Bach’s Magnificat has 16 sections. Exuberant choruses, in which the string orchestra is bolstered by trumpets and drums, alternate with arias based on more reflective texts, which Bach has aptly scored with more modest forces. The first section, Magnificat, opens with an orchestral introduction dotted with fanfares, before the chorus enters jubilantly. The soprano aria Et exsultavit spiritus meus (And my spirit hath rejoiced) extends this animated atmosphere. The chorus enters with Vom Himmel Hoch (From heaven on high). In strong contrast comes Quia respexit humilitatem (For He hath regarded the low estate), also for soprano, a quiet, devotional aria plaintively colored by oboe d’amore. This section features ones of the score’s several directly illustrative elements, as the chorus enters abruptly on the words Omnes generationes (All generations).

Next comes a flowing baritone solo, Quia fecit mihi magna (For He that is mighty), then Et misericordia (And His mercy). The chorus then sings Freut euch und jubiliert (Rejoice with triumph glad). Contralto and tenor pay tribute to God’s mercy in a gently swaying siciliano rhythm. The stirring, virtually martial chorus, Fecit potentiam (He hath shown) rekindles the music’s joyous energy, capped by a concluding passage of slow, serene majesty. The chorus returns with Gloria in excelsis Deo (Glory be to God on high).

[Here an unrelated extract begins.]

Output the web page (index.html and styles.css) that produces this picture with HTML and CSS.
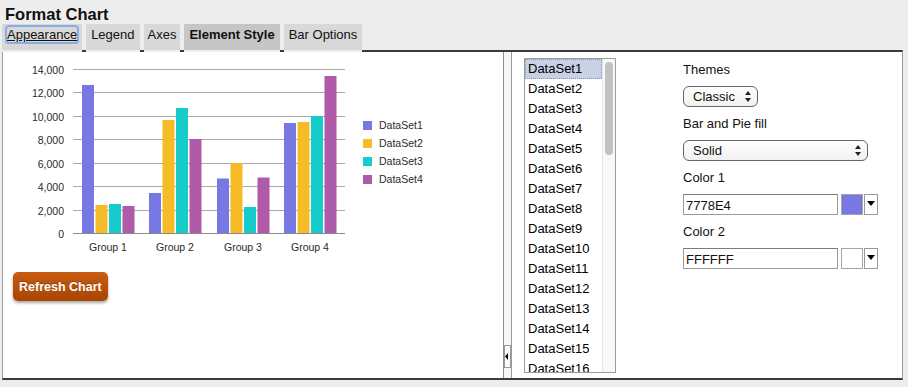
FILE: index.html
```html
<!DOCTYPE html>
<html>
<head>
<meta charset="utf-8">
<link rel="stylesheet" href="styles.css">
</head>
<body>
<h1 class="title">Format Chart</h1>
<div class="tabs">
  <div class="tab"><span class="focus">Appearance</span></div>
  <div class="tab">Legend</div>
  <div class="tab tab-narrow">Axes</div>
  <div class="tab tab-active">Element Style</div>
  <div class="tab">Bar Options</div>
</div>
<div class="panel">
  <div class="left-pane">
    <svg class="chart" width="440" height="205" viewBox="3 52 440 205">
      <g stroke="#a9a9a9" stroke-width="1">
        <line x1="73" x2="345" y1="69.5" y2="69.5"/>
        <line x1="73" x2="345" y1="92.5" y2="92.5"/>
        <line x1="73" x2="345" y1="116.5" y2="116.5"/>
        <line x1="73" x2="345" y1="139.5" y2="139.5"/>
        <line x1="73" x2="345" y1="163.5" y2="163.5"/>
        <line x1="73" x2="345" y1="186.5" y2="186.5"/>
        <line x1="73" x2="345" y1="210.5" y2="210.5"/>
      </g>
      <g font-family="Liberation Sans, Arial, sans-serif" font-size="10.5" fill="#2a2a2a" text-anchor="end">
        <text x="64" y="73.5">14,000</text>
        <text x="64" y="96.5">12,000</text>
        <text x="64" y="120.5">10,000</text>
        <text x="64" y="143.5">8,000</text>
        <text x="64" y="167.5">6,000</text>
        <text x="64" y="190.5">4,000</text>
        <text x="64" y="214.5">2,000</text>
        <text x="64" y="237.5">0</text>
      </g>
      <g fill="#7778E4">
        <rect x="82" y="85" width="12" height="148"/>
        <rect x="149" y="193" width="12" height="40"/>
        <rect x="217" y="178.5" width="12" height="54.5"/>
        <rect x="284" y="123" width="12" height="110"/>
      </g>
      <g fill="#F5BC27">
        <rect x="95.5" y="205" width="12" height="28"/>
        <rect x="162.5" y="120" width="12" height="113"/>
        <rect x="230.5" y="163" width="12" height="70"/>
        <rect x="297.5" y="122" width="12" height="111"/>
      </g>
      <g fill="#16CCCB">
        <rect x="109" y="204" width="12" height="29"/>
        <rect x="176" y="108" width="12" height="125"/>
        <rect x="244" y="207" width="12" height="26"/>
        <rect x="311" y="116" width="12" height="117"/>
      </g>
      <g fill="#B05AAA">
        <rect x="122.5" y="206" width="12" height="27"/>
        <rect x="189.5" y="139" width="12" height="94"/>
        <rect x="257.5" y="177.5" width="12" height="55.5"/>
        <rect x="324.5" y="76" width="12" height="157"/>
      </g>
      <line x1="73" x2="345" y1="233.5" y2="233.5" stroke="#8a8a8a" stroke-width="1"/>
      <g font-family="Liberation Sans, Arial, sans-serif" font-size="10.5" fill="#2a2a2a" text-anchor="middle">
        <text x="108" y="251">Group 1</text>
        <text x="175" y="251">Group 2</text>
        <text x="243" y="251">Group 3</text>
        <text x="310" y="251">Group 4</text>
      </g>
      <rect x="363" y="121" width="9" height="9" fill="#7778E4"/>
      <rect x="363" y="139" width="9" height="9" fill="#F5BC27"/>
      <rect x="363" y="157" width="9" height="9" fill="#16CCCB"/>
      <rect x="363" y="175" width="9" height="9" fill="#B05AAA"/>
      <g font-family="Liberation Sans, Arial, sans-serif" font-size="10.5" fill="#2a2a2a">
        <text x="379" y="129">DataSet1</text>
        <text x="379" y="147">DataSet2</text>
        <text x="379" y="165">DataSet3</text>
        <text x="379" y="183">DataSet4</text>
      </g>
    </svg>
    <div class="btn">Refresh Chart</div>
  </div>
  <div class="splitter">
    <div class="handle">
      <svg width="3" height="7" viewBox="0 0 3 7"><polygon points="3,0 3,7 0,3.5" fill="#000"/></svg>
    </div>
  </div>
  <div class="right-pane">
    <div class="listbox">
      <div class="items">
        <div class="item item-selected">DataSet1</div>
        <div class="item">DataSet2</div>
        <div class="item">DataSet3</div>
        <div class="item">DataSet4</div>
        <div class="item">DataSet5</div>
        <div class="item">DataSet6</div>
        <div class="item">DataSet7</div>
        <div class="item">DataSet8</div>
        <div class="item">DataSet9</div>
        <div class="item">DataSet10</div>
        <div class="item">DataSet11</div>
        <div class="item">DataSet12</div>
        <div class="item">DataSet13</div>
        <div class="item">DataSet14</div>
        <div class="item">DataSet15</div>
        <div class="item">DataSet16</div>
      </div>
      <div class="scrollbar"><div class="thumb"></div></div>
    </div>
    <div class="form">
      <div class="field">
        <div class="label">Themes</div>
        <div class="select select-short"><span class="select-text">Classic</span>
          <svg class="arrows" width="6" height="11" viewBox="0 0 6 11"><polygon points="0,4 3,0 6,4" fill="#222"/><polygon points="0,7 6,7 3,11" fill="#222"/></svg>
        </div>
      </div>
      <div class="field">
        <div class="label">Bar and Pie fill</div>
        <div class="select select-long"><span class="select-text">Solid</span>
          <svg class="arrows" width="6" height="11" viewBox="0 0 6 11"><polygon points="0,4 3,0 6,4" fill="#222"/><polygon points="0,7 6,7 3,11" fill="#222"/></svg>
        </div>
      </div>
      <div class="field">
        <div class="label">Color 1</div>
        <div class="color-row">
          <div class="input">7778E4</div>
          <div class="swatch swatch-purple"></div>
          <div class="drop"><svg width="8" height="5" viewBox="0 0 8 5"><polygon points="0,0 8,0 4,5" fill="#000"/></svg></div>
        </div>
      </div>
      <div class="field">
        <div class="label">Color 2</div>
        <div class="color-row">
          <div class="input">FFFFFF</div>
          <div class="swatch swatch-white"></div>
          <div class="drop"><svg width="8" height="5" viewBox="0 0 8 5"><polygon points="0,0 8,0 4,5" fill="#000"/></svg></div>
        </div>
      </div>
    </div>
  </div>
</div>
</body>
</html>
```

FILE: styles.css
```css
* { box-sizing: border-box; }

body {
  margin: 0;
  background: #ededed;
  font-family: "Liberation Sans", Arial, sans-serif;
  font-size: 13px;
  color: #111;
  width: 908px;
  height: 387px;
  overflow: hidden;
}

.title {
  margin: 0;
  padding: 4px 0 0 5px;
  font-size: 16.5px;
  line-height: 20px;
  font-weight: bold;
  color: #111;
}

.tabs {
  position: relative;
  display: flex;
  gap: 4px;
  padding-left: 2px;
  margin-bottom: -2px;
}

.tab {
  background: #d8d8d8;
  padding: 0 5px 4px;
  line-height: 22px;
  border-bottom: 2px solid #ededed;
  font-size: 13px;
  color: #111;
}

.tab-narrow { padding-left: 4px; padding-right: 4px; }

.tab-active {
  background: #c6c6c6;
  font-weight: bold;
}

.focus {
  text-decoration: underline;
  border-radius: 2px;
  box-shadow: 0 0 0 2px rgba(110, 160, 230, 0.75);
}

.panel {
  margin-left: 2px;
  width: 901px;
  height: 330px;
  background: #fff;
  border-top: 2px solid #3a3a3a;
  border-bottom: 2px solid #3a3a3a;
  border-left: 1px solid #9a9a9a;
  border-right: 1px solid #9a9a9a;
  display: flex;
}

.left-pane {
  width: 501px;
  border-right: 1px solid #8e8e8e;
  display: flex;
  flex-direction: column;
  align-items: flex-start;
}

.chart { display: block; }

.btn {
  margin: 15px 0 0 10px;
  height: 29px;
  padding: 0 6px;
  display: flex;
  align-items: center;
  color: #fff;
  font-weight: bold;
  font-size: 12.5px;
  border-radius: 5px;
  background: linear-gradient(#c85c12, #a84500);
  box-shadow: 0 2px 3px rgba(0, 0, 0, 0.35);
  text-shadow: 0 -1px 0 rgba(0, 0, 0, 0.25);
}

.splitter {
  width: 7px;
  background: #f6f6f6;
  display: flex;
  flex-direction: column;
  justify-content: flex-end;
}

.handle {
  height: 23px;
  margin-bottom: 10px;
  border: 1px solid #9a9a9a;
  background: #fafafa;
  display: flex;
  align-items: center;
}

.handle svg { display: block; margin-left: 0; }

.right-pane {
  flex: 1;
  border-left: 1px solid #9a9a9a;
  padding: 6px 0 0 12px;
  display: flex;
  align-items: flex-start;
}

.listbox {
  width: 92px;
  height: 315px;
  border: 1px solid #9c9c9c;
  display: flex;
  overflow: hidden;
  background: #fff;
}

.items { width: 77px; }

.item {
  height: 20px;
  line-height: 20px;
  padding-left: 3px;
  white-space: nowrap;
  font-size: 13px;
  color: #000;
}

.item-selected {
  background: #c9d1e6;
  outline: 1px dotted #8a94b0;
  outline-offset: -1px;
}

.scrollbar {
  width: 13px;
  background: #f8f8f8;
  border-left: 1px solid #e6e6e6;
  padding: 3px 0 0 2px;
}

.thumb {
  width: 8px;
  height: 93px;
  border-radius: 4px;
  background: #c2c2c2;
}

.form {
  margin-left: 67px;
  margin-top: 2px;
}

.field { margin-bottom: 7px; }

.label {
  line-height: 20px;
  font-size: 13px;
  color: #111;
}

.select {
  margin-top: 6px;
  height: 21px;
  border: 1px solid #666;
  border-radius: 6px;
  background: linear-gradient(#fefefe, #f1f1f1);
  display: flex;
  align-items: center;
  justify-content: space-between;
  padding: 0 6px 0 9px;
  font-size: 13px;
  color: #111;
}

.select-short { width: 75px; }
.select-long { width: 185px; }

.arrows { display: block; }

.color-row {
  margin-top: 6px;
  display: flex;
  height: 21px;
}

.input {
  width: 155px;
  height: 21px;
  border: 1px solid #9a9a9a;
  border-top-color: #7d7d7d;
  background: #fff;
  padding: 2px 0 0 2px;
  line-height: 17px;
  font-size: 13px;
  color: #111;
}

.swatch {
  margin-left: 3px;
  width: 22px;
  height: 21px;
  border: 1px solid #a5a5a5;
}

.swatch-purple { background: #7778E4; }
.swatch-white { background: #fff; }

.drop {
  margin-left: 1px;
  width: 14px;
  height: 21px;
  border: 1px solid #9a9a9a;
  background: #fff;
  display: flex;
  justify-content: center;
  padding-top: 6px;
}

.drop svg { display: block; }
```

The forceful tenor aria Deposuit potentes (He hath put down the mighty) vividly describes God’s favoring of the humble over the haughty. Another sharp shift in mood comes via the pastoral contralto aria Esurientes implevit bonis (He hath filled the hungry), with its delicate embroidery by flutes. Soprano and baritone sing together on Virga Jesse floruit (Jesse's maid then fruit did bear). A solo trio of two sopranos and contralto sing fervidly of God’s love for his chosen people in Suscepit Israel (He hath helped his servant Israel). The score concludes with a pair of choruses: the sturdy, fugal Sicut locutus est (As He spoke to our fathers), and the exultant Gloria Patri (Glory to the Father). Bach provides another illustrative touch when he brings back the music of the opening Magnificat at the words Sicut erat in principio (As it was in the beginning).